A programmer usually tries to write the instructions in small, related groups. That way, he or she can keep track of fewer changes in the program. But, that means the code may go on several pages. When a compiler sees that the target program uses several pages to explain the whole recipe, it may use a linker. The linker will put instructions that say where to find the code that's next. Finally, the compiler writes down the instructions in the target language.

# instruction, spot, spot, target
ADD 0, 5, spot_1
LOAD location_y, , spot_2
ADD spot_1, spot_2, spot_3
SAVE spot_3, , location_x

If the programmer made a mistake, like a misspelled word, the compiler will try to tell him or her what went wrong. But, since compilers are also programs, sometimes they were made with problems too. When that happens, it's hard to tell which is making trouble. So, programmers who make compilers try very hard to make them perfect.

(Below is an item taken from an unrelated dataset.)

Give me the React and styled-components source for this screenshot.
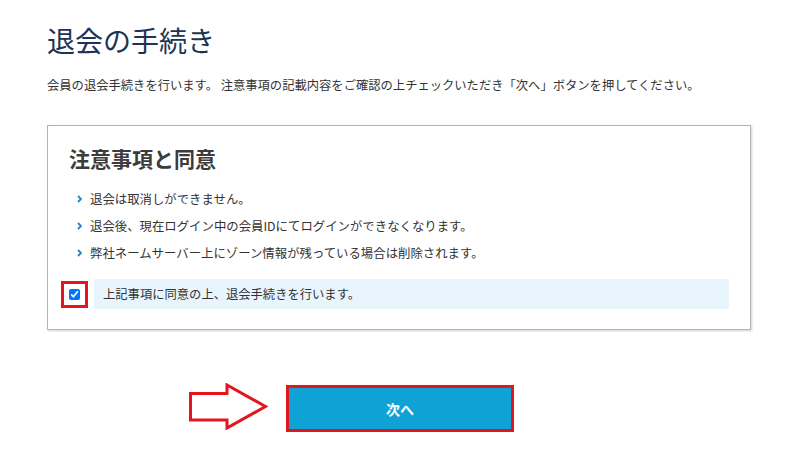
import React from 'react';
import styled, { createGlobalStyle } from 'styled-components';

const GlobalStyle = createGlobalStyle`
  html, body {
    margin: 0;
    padding: 0;
    background: #fff;
  }
  body {
    font-family: "Noto Sans CJK JP", "Liberation Sans", sans-serif;
    color: #333;
    text-spacing-trim: space-all;
  }
`;

const Page = styled.main`
  padding: 20px 49px 0 47px;
`;

const Title = styled.h1`
  margin: 0;
  font-size: 28px;
  line-height: 40px;
  font-weight: 400;
  color: #1c3553;
`;

const Lead = styled.p`
  margin: 15px 0 0;
  font-size: 12.3px;
  line-height: 20px;
  color: #333;
  white-space: nowrap;
`;

const Panel = styled.section`
  margin-top: 30px;
  border: 1px solid #b4b4b4;
  box-shadow: 1px 1px 2px rgba(0, 0, 0, 0.18);
  padding: 17px 21px 20px;
  background: #fff;
`;

const PanelTitle = styled.h2`
  margin: 0;
  font-size: 21px;
  line-height: 30px;
  font-weight: 700;
  color: #3c3c3c;
`;

const Notes = styled.ul`
  list-style: none;
  margin: 12px 0 0;
  padding: 0 0 0 8px;
`;

const Note = styled.li`
  display: flex;
  align-items: center;
  gap: 8px;
  height: 27px;
  font-size: 12.4px;
  color: #333;
`;

const Chevron = () => (
  <svg width="5" height="8" viewBox="0 0 5 8" aria-hidden="true">
    <path d="M1 1 L4 4 L1 7" fill="none" stroke="#1d86c5" strokeWidth="1.8" />
  </svg>
);

const AgreeRow = styled.label`
  display: flex;
  align-items: center;
  gap: 6px;
  margin: 13px 0 0 -8px;
`;

const Mark = styled.span`
  box-sizing: border-box;
  width: 27px;
  height: 27px;
  border: 3px solid #e3161f;
  display: flex;
  align-items: center;
  justify-content: center;

  input {
    margin: 0;
    width: 11px;
    height: 11px;
    accent-color: #0075ff;
  }
`;

const AgreeText = styled.span`
  flex: 1;
  height: 30px;
  display: flex;
  align-items: center;
  padding-left: 9px;
  background: #e8f5fc;
  font-size: 12.3px;
  color: #333;
`;

const Actions = styled.div`
  display: flex;
  justify-content: center;
  margin-top: 55px;
  padding-left: 2px;
`;

const ButtonWrap = styled.div`
  position: relative;
`;

const Pointer = styled.svg`
  position: absolute;
  right: calc(100% + 18px);
  top: -2px;
`;

const NextButton = styled.button`
  box-sizing: border-box;
  width: 228px;
  height: 47px;
  border: 3px solid #e3161f;
  background: #0fa3d5;
  color: #fff;
  font-family: inherit;
  font-size: 14px;
  font-weight: 700;
  cursor: pointer;
`;

export default function App() {
  return (
    <>
      <GlobalStyle />
      <Page>
        <Title>退会の手続き</Title>
        <Lead>
          会員の退会手続きを行います。 注意事項の記載内容をご確認の上チェックいただき「次へ」ボタンを押してください。
        </Lead>
        <Panel>
          <PanelTitle>注意事項と同意</PanelTitle>
          <Notes>
            <Note><Chevron />退会は取消しができません。</Note>
            <Note><Chevron />退会後、現在ログイン中の会員IDにてログインができなくなります。</Note>
            <Note><Chevron />弊社ネームサーバー上にゾーン情報が残っている場合は削除されます。</Note>
          </Notes>
          <AgreeRow>
            <Mark>
              <input type="checkbox" defaultChecked />
            </Mark>
            <AgreeText>上記事項に同意の上、退会手続きを行います。</AgreeText>
          </AgreeRow>
        </Panel>
        <Actions>
          <ButtonWrap>
            <Pointer width="80" height="47" viewBox="0 0 80 47" aria-hidden="true">
              <polygon
                points="2.5,10.5 39,10.5 39,2 77.5,23.5 39,45 39,37 2.5,37"
                fill="#fff"
                stroke="#e3161f"
                strokeWidth="3"
                strokeLinejoin="miter"
              />
            </Pointer>
            <NextButton type="button">次へ</NextButton>
          </ButtonWrap>
        </Actions>
      </Page>
    </>
  );
}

Variants[change | change source]

At the end of each compilation step the partial finished product could be stored and then only processed later on. A language like Java uses this successfully, where they lack the final translation step to instructions the processor understands. They only do the final translation step once the Java program is running on a computer. This is either called "interpreting" or "JIT"ting, depending on the used technique.

Example[change | change source]

For example, the source code might contain an equation, such as "x = 5*10 + 6 + 1". The lexical analyzer would separate each number and symbol (such as "*" or "+") into separate tokens. The parser would note the pattern of tokens, as being an equation. The intermediate-code generator would write a form of coding which defines a storage variable named "x" and assigns the numerical product of 5*10 plus 6 and 1. The optimizer would simplify the calculation, of 5*10+6+1, as being just 57. Hence, the target machine-code generator would set a variable named "x" and put the value 57 into that storage place in the computer's memory, using the instructions of whichever computer chip is being used.